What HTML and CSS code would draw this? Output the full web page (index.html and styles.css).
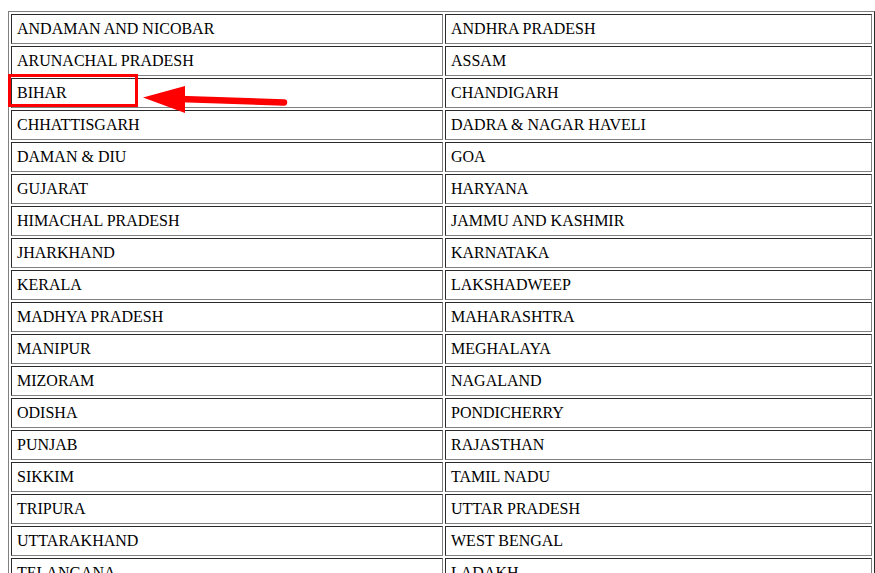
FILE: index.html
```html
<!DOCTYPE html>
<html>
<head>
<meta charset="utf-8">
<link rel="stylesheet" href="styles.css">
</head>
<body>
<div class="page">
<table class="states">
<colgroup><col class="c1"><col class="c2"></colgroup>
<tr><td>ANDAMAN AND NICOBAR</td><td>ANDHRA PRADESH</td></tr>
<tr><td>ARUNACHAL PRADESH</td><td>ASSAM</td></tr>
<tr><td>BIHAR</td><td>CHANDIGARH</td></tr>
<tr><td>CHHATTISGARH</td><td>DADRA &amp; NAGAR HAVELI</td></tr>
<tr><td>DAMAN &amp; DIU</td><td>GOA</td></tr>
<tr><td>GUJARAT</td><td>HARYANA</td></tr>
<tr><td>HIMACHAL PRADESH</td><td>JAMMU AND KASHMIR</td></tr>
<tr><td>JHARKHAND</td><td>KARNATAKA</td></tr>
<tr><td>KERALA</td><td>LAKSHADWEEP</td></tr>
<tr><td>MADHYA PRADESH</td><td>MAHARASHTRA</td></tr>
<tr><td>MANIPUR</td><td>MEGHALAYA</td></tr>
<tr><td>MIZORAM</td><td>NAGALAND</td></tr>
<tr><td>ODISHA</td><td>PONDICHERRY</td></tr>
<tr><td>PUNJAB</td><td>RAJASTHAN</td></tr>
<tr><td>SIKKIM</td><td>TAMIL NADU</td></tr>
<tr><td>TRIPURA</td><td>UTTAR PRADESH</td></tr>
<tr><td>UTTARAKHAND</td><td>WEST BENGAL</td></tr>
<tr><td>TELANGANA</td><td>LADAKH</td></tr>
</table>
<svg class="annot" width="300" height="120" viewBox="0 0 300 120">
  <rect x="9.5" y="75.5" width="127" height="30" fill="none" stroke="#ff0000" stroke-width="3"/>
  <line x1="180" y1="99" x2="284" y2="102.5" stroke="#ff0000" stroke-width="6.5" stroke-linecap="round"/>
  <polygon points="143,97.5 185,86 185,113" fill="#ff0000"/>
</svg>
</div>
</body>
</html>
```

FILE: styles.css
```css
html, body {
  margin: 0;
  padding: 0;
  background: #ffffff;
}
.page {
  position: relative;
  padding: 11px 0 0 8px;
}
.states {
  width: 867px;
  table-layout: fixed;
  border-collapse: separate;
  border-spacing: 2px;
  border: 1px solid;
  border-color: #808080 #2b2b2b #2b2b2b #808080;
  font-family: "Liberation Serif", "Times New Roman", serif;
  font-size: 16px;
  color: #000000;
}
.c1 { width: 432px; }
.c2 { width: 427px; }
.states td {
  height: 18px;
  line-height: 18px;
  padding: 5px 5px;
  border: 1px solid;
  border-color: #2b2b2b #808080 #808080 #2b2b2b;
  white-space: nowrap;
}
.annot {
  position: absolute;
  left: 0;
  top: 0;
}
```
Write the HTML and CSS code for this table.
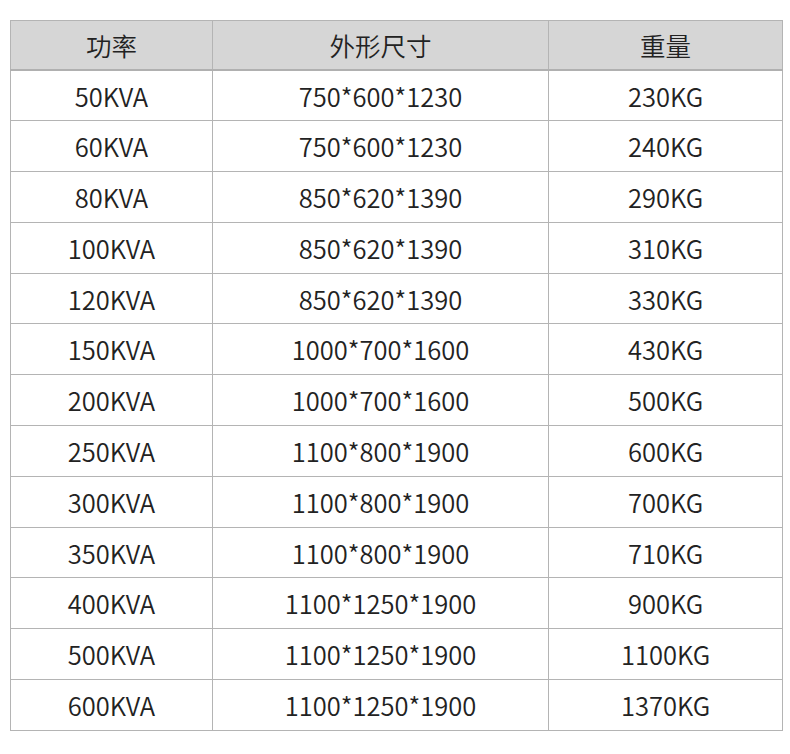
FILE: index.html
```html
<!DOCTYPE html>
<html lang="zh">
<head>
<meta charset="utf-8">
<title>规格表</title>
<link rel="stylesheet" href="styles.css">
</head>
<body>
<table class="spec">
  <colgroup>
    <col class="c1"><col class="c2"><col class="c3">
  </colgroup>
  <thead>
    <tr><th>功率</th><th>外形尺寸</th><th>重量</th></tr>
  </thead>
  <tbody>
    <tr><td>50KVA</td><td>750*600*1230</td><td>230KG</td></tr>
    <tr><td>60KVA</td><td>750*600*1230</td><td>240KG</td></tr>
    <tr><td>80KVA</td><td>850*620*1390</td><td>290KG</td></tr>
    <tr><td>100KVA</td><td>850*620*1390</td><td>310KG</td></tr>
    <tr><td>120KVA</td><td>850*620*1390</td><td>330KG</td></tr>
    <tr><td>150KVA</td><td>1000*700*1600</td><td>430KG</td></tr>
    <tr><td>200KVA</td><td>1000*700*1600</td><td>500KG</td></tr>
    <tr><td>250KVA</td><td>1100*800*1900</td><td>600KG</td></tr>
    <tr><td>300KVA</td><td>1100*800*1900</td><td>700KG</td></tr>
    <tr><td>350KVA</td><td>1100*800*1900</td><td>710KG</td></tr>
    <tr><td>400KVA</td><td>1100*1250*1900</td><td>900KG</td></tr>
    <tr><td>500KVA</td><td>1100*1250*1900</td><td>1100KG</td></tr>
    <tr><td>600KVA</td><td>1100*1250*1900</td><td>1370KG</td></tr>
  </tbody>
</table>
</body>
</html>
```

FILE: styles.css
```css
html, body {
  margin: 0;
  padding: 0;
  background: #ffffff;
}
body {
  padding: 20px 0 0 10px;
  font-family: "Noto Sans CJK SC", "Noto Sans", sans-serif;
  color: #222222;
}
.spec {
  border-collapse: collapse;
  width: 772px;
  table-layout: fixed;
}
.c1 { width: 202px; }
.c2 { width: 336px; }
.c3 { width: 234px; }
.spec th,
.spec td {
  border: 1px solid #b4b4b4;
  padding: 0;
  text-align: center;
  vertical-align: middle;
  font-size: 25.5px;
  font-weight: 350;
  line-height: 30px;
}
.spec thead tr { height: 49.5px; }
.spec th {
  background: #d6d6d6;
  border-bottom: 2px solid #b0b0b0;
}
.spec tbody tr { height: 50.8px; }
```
--------------------------------------------------
▸ Request
Copy every line of the data word for word, omitting the images.

▸ Written reply
What HTML and CSS code would draw this? Output the full web page (index.html and styles.css).
FILE: index.html
```html
<!DOCTYPE html>
<html>
<head>
<meta charset="utf-8">
<link rel="stylesheet" href="styles.css">
</head>
<body>
<div class="page">
<table class="states">
<colgroup><col class="c1"><col class="c2"></colgroup>
<tr><td>ANDAMAN AND NICOBAR</td><td>ANDHRA PRADESH</td></tr>
<tr><td>ARUNACHAL PRADESH</td><td>ASSAM</td></tr>
<tr><td>BIHAR</td><td>CHANDIGARH</td></tr>
<tr><td>CHHATTISGARH</td><td>DADRA &amp; NAGAR HAVELI</td></tr>
<tr><td>DAMAN &amp; DIU</td><td>GOA</td></tr>
<tr><td>GUJARAT</td><td>HARYANA</td></tr>
<tr><td>HIMACHAL PRADESH</td><td>JAMMU AND KASHMIR</td></tr>
<tr><td>JHARKHAND</td><td>KARNATAKA</td></tr>
<tr><td>KERALA</td><td>LAKSHADWEEP</td></tr>
<tr><td>MADHYA PRADESH</td><td>MAHARASHTRA</td></tr>
<tr><td>MANIPUR</td><td>MEGHALAYA</td></tr>
<tr><td>MIZORAM</td><td>NAGALAND</td></tr>
<tr><td>ODISHA</td><td>PONDICHERRY</td></tr>
<tr><td>PUNJAB</td><td>RAJASTHAN</td></tr>
<tr><td>SIKKIM</td><td>TAMIL NADU</td></tr>
<tr><td>TRIPURA</td><td>UTTAR PRADESH</td></tr>
<tr><td>UTTARAKHAND</td><td>WEST BENGAL</td></tr>
<tr><td>TELANGANA</td><td>LADAKH</td></tr>
</table>
<svg class="annot" width="300" height="120" viewBox="0 0 300 120">
  <rect x="9.5" y="75.5" width="127" height="30" fill="none" stroke="#ff0000" stroke-width="3"/>
  <line x1="180" y1="99" x2="284" y2="102.5" stroke="#ff0000" stroke-width="6.5" stroke-linecap="round"/>
  <polygon points="143,97.5 185,86 185,113" fill="#ff0000"/>
</svg>
</div>
</body>
</html>
```

FILE: styles.css
```css
html, body {
  margin: 0;
  padding: 0;
  background: #ffffff;
}
.page {
  position: relative;
  padding: 11px 0 0 8px;
}
.states {
  width: 867px;
  table-layout: fixed;
  border-collapse: separate;
  border-spacing: 2px;
  border: 1px solid;
  border-color: #808080 #2b2b2b #2b2b2b #808080;
  font-family: "Liberation Serif", "Times New Roman", serif;
  font-size: 16px;
  color: #000000;
}
.c1 { width: 432px; }
.c2 { width: 427px; }
.states td {
  height: 18px;
  line-height: 18px;
  padding: 5px 5px;
  border: 1px solid;
  border-color: #2b2b2b #808080 #808080 #2b2b2b;
  white-space: nowrap;
}
.annot {
  position: absolute;
  left: 0;
  top: 0;
}
```
Write the HTML and CSS code for this table.
FILE: index.html
```html
<!DOCTYPE html>
<html lang="zh">
<head>
<meta charset="utf-8">
<title>规格表</title>
<link rel="stylesheet" href="styles.css">
</head>
<body>
<table class="spec">
  <colgroup>
    <col class="c1"><col class="c2"><col class="c3">
  </colgroup>
  <thead>
    <tr><th>功率</th><th>外形尺寸</th><th>重量</th></tr>
  </thead>
  <tbody>
    <tr><td>50KVA</td><td>750*600*1230</td><td>230KG</td></tr>
    <tr><td>60KVA</td><td>750*600*1230</td><td>240KG</td></tr>
    <tr><td>80KVA</td><td>850*620*1390</td><td>290KG</td></tr>
    <tr><td>100KVA</td><td>850*620*1390</td><td>310KG</td></tr>
    <tr><td>120KVA</td><td>850*620*1390</td><td>330KG</td></tr>
    <tr><td>150KVA</td><td>1000*700*1600</td><td>430KG</td></tr>
    <tr><td>200KVA</td><td>1000*700*1600</td><td>500KG</td></tr>
    <tr><td>250KVA</td><td>1100*800*1900</td><td>600KG</td></tr>
    <tr><td>300KVA</td><td>1100*800*1900</td><td>700KG</td></tr>
    <tr><td>350KVA</td><td>1100*800*1900</td><td>710KG</td></tr>
    <tr><td>400KVA</td><td>1100*1250*1900</td><td>900KG</td></tr>
    <tr><td>500KVA</td><td>1100*1250*1900</td><td>1100KG</td></tr>
    <tr><td>600KVA</td><td>1100*1250*1900</td><td>1370KG</td></tr>
  </tbody>
</table>
</body>
</html>
```

FILE: styles.css
```css
html, body {
  margin: 0;
  padding: 0;
  background: #ffffff;
}
body {
  padding: 20px 0 0 10px;
  font-family: "Noto Sans CJK SC", "Noto Sans", sans-serif;
  color: #222222;
}
.spec {
  border-collapse: collapse;
  width: 772px;
  table-layout: fixed;
}
.c1 { width: 202px; }
.c2 { width: 336px; }
.c3 { width: 234px; }
.spec th,
.spec td {
  border: 1px solid #b4b4b4;
  padding: 0;
  text-align: center;
  vertical-align: middle;
  font-size: 25.5px;
  font-weight: 350;
  line-height: 30px;
}
.spec thead tr { height: 49.5px; }
.spec th {
  background: #d6d6d6;
  border-bottom: 2px solid #b0b0b0;
}
.spec tbody tr { height: 50.8px; }
```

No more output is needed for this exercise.